Failing this, it would be worth investigating what the real-world performance difference is between acquiring multiple locks per VM operation (current Parrot proposal) vs. having a single lock controlling all data access (Python) or jettisoning OS threads entirely in favor of VM-level threading (Ruby). This forfeits the ability to take advantage of multiple CPUs--but Leopold's initial timing tests of shared PMCs were showing a potential 3-5x slowdown from excessive locking.

I've seen software before that was redesigned to take advantage of multiple CPUs--and then required no less than four CPUs to match the performance of the older, single-CPU version.
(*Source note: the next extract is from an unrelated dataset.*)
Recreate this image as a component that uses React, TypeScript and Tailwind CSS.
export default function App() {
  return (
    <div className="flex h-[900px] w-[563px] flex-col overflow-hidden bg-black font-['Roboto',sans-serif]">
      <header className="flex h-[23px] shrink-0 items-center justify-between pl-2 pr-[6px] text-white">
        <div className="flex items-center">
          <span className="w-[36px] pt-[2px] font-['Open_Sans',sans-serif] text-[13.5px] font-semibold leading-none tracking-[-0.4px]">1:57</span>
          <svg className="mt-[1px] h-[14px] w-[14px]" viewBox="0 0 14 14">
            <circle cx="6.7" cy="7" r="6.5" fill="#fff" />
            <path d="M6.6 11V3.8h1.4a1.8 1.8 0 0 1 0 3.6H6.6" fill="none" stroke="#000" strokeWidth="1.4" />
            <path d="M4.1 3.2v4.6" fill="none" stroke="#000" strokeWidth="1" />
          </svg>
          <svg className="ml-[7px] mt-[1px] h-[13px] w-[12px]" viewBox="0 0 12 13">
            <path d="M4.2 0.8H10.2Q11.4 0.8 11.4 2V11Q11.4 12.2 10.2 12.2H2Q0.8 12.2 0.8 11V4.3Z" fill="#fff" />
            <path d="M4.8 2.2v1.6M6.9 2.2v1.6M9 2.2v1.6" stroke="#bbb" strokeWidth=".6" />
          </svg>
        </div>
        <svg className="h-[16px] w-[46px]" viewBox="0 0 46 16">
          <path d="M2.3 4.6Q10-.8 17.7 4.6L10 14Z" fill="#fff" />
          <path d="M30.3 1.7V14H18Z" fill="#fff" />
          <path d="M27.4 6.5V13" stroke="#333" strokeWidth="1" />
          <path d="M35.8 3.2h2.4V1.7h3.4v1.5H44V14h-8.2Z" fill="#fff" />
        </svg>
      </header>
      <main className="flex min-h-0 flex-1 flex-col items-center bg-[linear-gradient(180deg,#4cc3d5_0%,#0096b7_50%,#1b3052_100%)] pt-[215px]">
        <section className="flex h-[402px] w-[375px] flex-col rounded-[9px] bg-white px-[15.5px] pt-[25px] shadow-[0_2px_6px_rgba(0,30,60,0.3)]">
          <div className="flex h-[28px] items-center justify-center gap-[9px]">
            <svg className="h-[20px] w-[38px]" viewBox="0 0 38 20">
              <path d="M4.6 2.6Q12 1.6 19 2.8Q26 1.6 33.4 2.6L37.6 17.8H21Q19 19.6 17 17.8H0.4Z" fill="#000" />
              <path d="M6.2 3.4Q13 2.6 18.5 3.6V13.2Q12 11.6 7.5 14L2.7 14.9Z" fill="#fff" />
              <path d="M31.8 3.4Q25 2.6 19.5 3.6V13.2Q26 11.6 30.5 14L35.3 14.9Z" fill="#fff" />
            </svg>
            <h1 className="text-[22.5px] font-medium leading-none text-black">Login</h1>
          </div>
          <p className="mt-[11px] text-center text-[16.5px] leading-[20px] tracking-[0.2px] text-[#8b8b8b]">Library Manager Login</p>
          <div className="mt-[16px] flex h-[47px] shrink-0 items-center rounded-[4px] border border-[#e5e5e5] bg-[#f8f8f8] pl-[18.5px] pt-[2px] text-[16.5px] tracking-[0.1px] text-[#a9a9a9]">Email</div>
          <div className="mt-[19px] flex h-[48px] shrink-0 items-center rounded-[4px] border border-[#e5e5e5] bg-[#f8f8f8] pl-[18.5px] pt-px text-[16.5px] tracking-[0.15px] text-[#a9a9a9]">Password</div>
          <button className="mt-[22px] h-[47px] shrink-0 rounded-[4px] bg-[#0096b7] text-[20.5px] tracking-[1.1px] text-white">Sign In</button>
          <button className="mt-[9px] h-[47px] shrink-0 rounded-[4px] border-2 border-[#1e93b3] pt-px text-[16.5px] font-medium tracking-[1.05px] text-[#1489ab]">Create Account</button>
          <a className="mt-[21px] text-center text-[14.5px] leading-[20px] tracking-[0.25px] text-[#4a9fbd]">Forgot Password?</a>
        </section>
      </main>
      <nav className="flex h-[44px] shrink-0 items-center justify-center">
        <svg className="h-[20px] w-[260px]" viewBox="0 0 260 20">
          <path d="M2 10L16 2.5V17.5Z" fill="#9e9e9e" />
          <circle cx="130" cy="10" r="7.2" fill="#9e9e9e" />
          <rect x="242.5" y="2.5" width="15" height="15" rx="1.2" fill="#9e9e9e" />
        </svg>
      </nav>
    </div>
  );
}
The problem was largely attributed to excessive locking of mostly-uncontested data structures. }}

As the allocation and collection system is a black box to user programs and much of the interpreter internals, this isn't a big deal outside of needing swappable allocation systems, the potential issue of COW'd shared memory leaking, and the need to switch allocation schemes mid-execution.

Each interpreter has a separate event queue

Some events, such as timers, may be interpreter-specific and, as such, each interpreter has its own event queue.

Each interpreter pool has a shared event queue

Some events, such as IO callbacks, may not be interpreter-specific, and can be serviced by any interpreter in the interpreter pool. For these events, there is a pool-wide event queue.

PMCs are the coordination point for threads

That is, only PMCs are shared as such between threads. Strings, specifically, are not shared between interpreters as such

All PMCs shared amongst interpreters in a pool must be marked shared

A PMC which is not marked shared may not be handed to another interpreter. Parrot will prevent this from happening either by marking the PMC as shared, or throwing an exception when the PMC is placed in a spot where it may be shared but is not shareable.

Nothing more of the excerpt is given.